How protection motivation and social bond factors determine information security behaviors
Keywords:Protection motivation theory, social bond theory, malware protection, information security awareness, gender, work experience, PLS-SEM.
Digital technologies are ubiquitous, with the proliferation of attacks on information assets as a corollary. Thus, information security appears to be a crucial issue for individuals and managers. While the attempt to identify the factors that guide the information security behaviours of actors is not new, it remains more necessary and topical than ever. From this perspective, this empirical study contributes to a better understanding of the cognitive and socialization factors that influence information security behaviors. Using a second-order hierarchical model with partial structural least squares equation modeling, we test the applicability of protection motivation theory (PMT) and social bond theory (SBT) to the information security awareness (ISTA) and malware protection behaviors (MPB) of 430 students.
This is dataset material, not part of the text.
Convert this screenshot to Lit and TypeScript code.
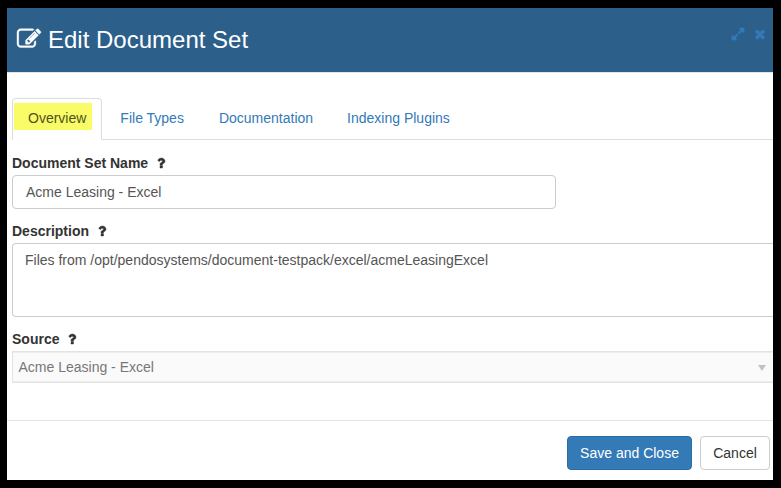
import { LitElement, html, css, svg } from "lit";
import { customElement, property, state } from "lit/decorators.js";

const ICONS: Record<string, string> = {
  edit: "M888 1184l116-116-152-152-116 116v56h96v96h56zm440-720q-16-16-33 1l-350 350q-17 17-1 33t33-1l350-350q17-17 1-33zm80 594v190q0 119-84.5 203.5t-203.5 84.5h-832q-119 0-203.5-84.5t-84.5-203.5v-832q0-119 84.5-203.5t203.5-84.5h832q63 0 117 25 15 7 18 23 3 17-9 29l-49 49q-14 14-32 8-23-6-45-6h-832q-66 0-113 47t-47 113v832q0 66 47 113t113 47h832q66 0 113-47t47-113v-126q0-13 9-22l64-64q15-15 35-7t20 29zm-96-738l288 288-672 672h-288v-288zm444 132l-92 92-288-288 92-92q28-28 68-28t68 28l152 152q28 28 28 68t-28 68z",
  help: "M1088 1256v240q0 16-12 28t-28 12h-240q-16 0-28-12t-12-28v-240q0-16 12-28t28-12h240q16 0 28 12t12 28zm316-600q0 54-15.5 101t-35 76.5-55 59.5-57.5 43.5-61 35.5q-41 23-68.5 65t-27.5 67q0 17-12 32.5t-28 15.5h-240q-15 0-25.5-18.5t-10.5-37.5v-45q0-83 65-156.5t143-108.5q59-27 84-56t25-76q0-42-46.5-74t-107.5-32q-65 0-108 29-35 25-107 115-13 16-31 16-12 0-25-8l-164-125q-13-10-15.5-25t5.5-28q160-266 464-266 80 0 161 31t146 83 106 127.5 41 158.5z",
  expand: "M883 1056q0 13-10 23l-332 332 144 144q19 19 19 45t-19 45-45 19h-448q-26 0-45-19t-19-45v-448q0-26 19-45t45-19 45 19l144 144 332-332q10-10 23-10t23 10l114 114q10 10 10 23zm781-864v448q0 26-19 45t-45 19-45-19l-144-144-332 332q-10 10-23 10t-23-10l-114-114q-10-10-10-23t10-23l332-332-144-144q-19-19-19-45t19-45 45-19h448q26 0 45 19t19 45z",
  close: "M1490 1322q0 40-28 68l-136 136q-28 28-68 28t-68-28l-294-294-294 294q-28 28-68 28t-68-28l-136-136q-28-28-28-68t28-68l294-294-294-294q-28-28-28-68t28-68l136-136q28-28 68-28t68 28l294 294 294-294q28-28 68-28t68 28l136 136q28 28 28 68t-28 68l-294 294 294 294q28 28 28 68z",
};

@customElement("ui-icon")
class UiIcon extends LitElement {
  @property() name = "";
  static styles = css`
    :host { display: block; width: 14px; height: 14px; flex: none; }
    svg { display: block; width: 100%; height: 100%; fill: currentColor; stroke: currentColor; stroke-width: var(--icon-stroke, 0); overflow: visible; }
  `;
  render() {
    return html`<svg viewBox="0 0 1792 1792" aria-hidden="true">${svg`<path d=${ICONS[this.name] ?? ""}></path>`}</svg>`;
  }
}

@customElement("field-label")
class FieldLabel extends LitElement {
  @property() text = "";
  static styles = css`
    :host { display: flex; align-items: center; height: 20px; gap: 6px; font-weight: bold; color: #333; --icon-stroke: 60; }
  `;
  render() {
    return html`<span>${this.text}</span><ui-icon name="help"></ui-icon>`;
  }
}

@customElement("app-root")
class AppRoot extends LitElement {
  @state() private active = "Overview";
  private tabs = ["Overview", "File Types", "Documentation", "Indexing Plugins"];

  static styles = css`
    :host {
      display: block; box-sizing: border-box; height: 488px;
      padding: 8px 8px 8px 7px; background: #000;
      font: 14px/20px "Liberation Sans", Arial, sans-serif; color: #333;
    }
    *, ui-icon { box-sizing: border-box; }
    .dialog { display: flex; flex-direction: column; height: 472px; background: #fff; overflow: hidden; }
    .header {
      display: flex; height: 65px; padding: 0 6px 0 10px; flex: none;
      background: #2c5f8a; border-bottom: 1px solid #e5e5e5; color: #fff;
    }
    .edit { width: 24px; height: 24px; margin-top: 19px; --icon-stroke: 30; }
    h1 { margin: 19px auto 0 7px; font-size: 24px; line-height: 26px; font-weight: normal; }
    .tools { display: flex; gap: 8px; padding-top: 19px; color: #337ab7; --icon-stroke: 90; }
    .body { flex: 1; padding: 25px 0 0 5px; }
    .tabs { display: flex; gap: 2px; height: 42px; border-bottom: 1px solid #ddd; }
    .tab {
      height: 42px; padding: 9px 15px; border: 1px solid transparent;
      border-radius: 4px 4px 0 0; color: #337ab7; cursor: pointer; white-space: nowrap;
    }
    .tab:nth-child(2) { padding-right: 16px; }
    .tab.active { padding: 4px 9px 0 1px; border-color: #ddd; border-bottom-color: #fff; color: #555; }
    .mark { display: block; height: 27px; padding: 5px 6px 0 14px; background: #f9fc67; color: #4f5020; }
    field-label { margin-top: 12px; }
    .tabs + field-label { margin-top: 13px; }
    .control { border: 1px solid #ccc; border-radius: 4px; color: #555; margin-top: 2px; }
    .name { width: 544px; height: 34px; padding: 6px 13px; }
    .description { height: 74px; padding: 6px 12px; border-right: 0; border-radius: 4px 0 0 4px; }
    .select {
      display: flex; align-items: center; justify-content: space-between;
      height: 32px; padding: 0 7px 0 5.5px; border: 1px solid #e3e3e3; border-right: 0;
      box-shadow: inset 0 1px #eee, inset 0 -1px #eee; border-radius: 1px 0 0 1px;
      background: #fafafa; color: #777;
    }
    .caret { border: 4px solid transparent; border-top: 6px solid #c2c2c2; border-bottom: 0; margin-top: 2px; }
    .footer {
      display: flex; justify-content: flex-end; gap: 8px; flex: none;
      height: 60px; padding: 15px 3px 0 0; border-top: 1px solid #e5e5e5;
    }
    button {
      height: 34px; width: 70px; padding: 0; border: 1px solid #ccc; border-radius: 4px;
      background: #fff; color: #333; font: inherit;
    }
    .primary { width: 125px; border-color: #2e6da4; background: #337ab7; color: #fff; }
  `;

  render() {
    return html`
      <div class="dialog">
        <div class="header">
          <ui-icon class="edit" name="edit"></ui-icon>
          <h1>Edit Document Set</h1>
          <div class="tools"><ui-icon name="expand"></ui-icon><ui-icon name="close"></ui-icon></div>
        </div>
        <div class="body">
          <div class="tabs">
            ${this.tabs.map((t) => t === this.active
              ? html`<div class="tab active"><span class="mark">${t}</span></div>`
              : html`<div class="tab" @click=${() => (this.active = t)}>${t}</div>`)}
          </div>
          <field-label text="Document Set Name"></field-label>
          <div class="control name">Acme Leasing - Excel</div>
          <field-label text="Description"></field-label>
          <div class="control description">Files from /opt/pendosystems/document-testpack/excel/acmeLeasingExcel</div>
          <field-label text="Source"></field-label>
          <div class="control select"><span>Acme Leasing - Excel</span><span class="caret"></span></div>
        </div>
        <div class="footer">
          <button class="primary">Save and Close</button>
          <button>Cancel</button>
        </div>
      </div>
    `;
  }
}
Thus, the approach we adopt allows us to measure and compare the global and specific effects of cognitive and socialization factors on security behaviors. The results show that SBT and PMT have comparable and complementary effects on endogenous variables. In addition, the factors and effects of SBT vary by gender. Finally, ISTA is partially involved in the influence of PMT and SBT on BPM. On the one hand, these results suggest the need for more in-depth research to better integrate the impact of individuals' characteristics, personality and backgrounds on the cognitive and socialization factors that influence their behavior. On the other hand, we suggest that the design of information security awareness should be better adapted to the different cognitive and socialization factors of individuals. We also provide detailed recommendations on how practitioners could design information security awareness measures.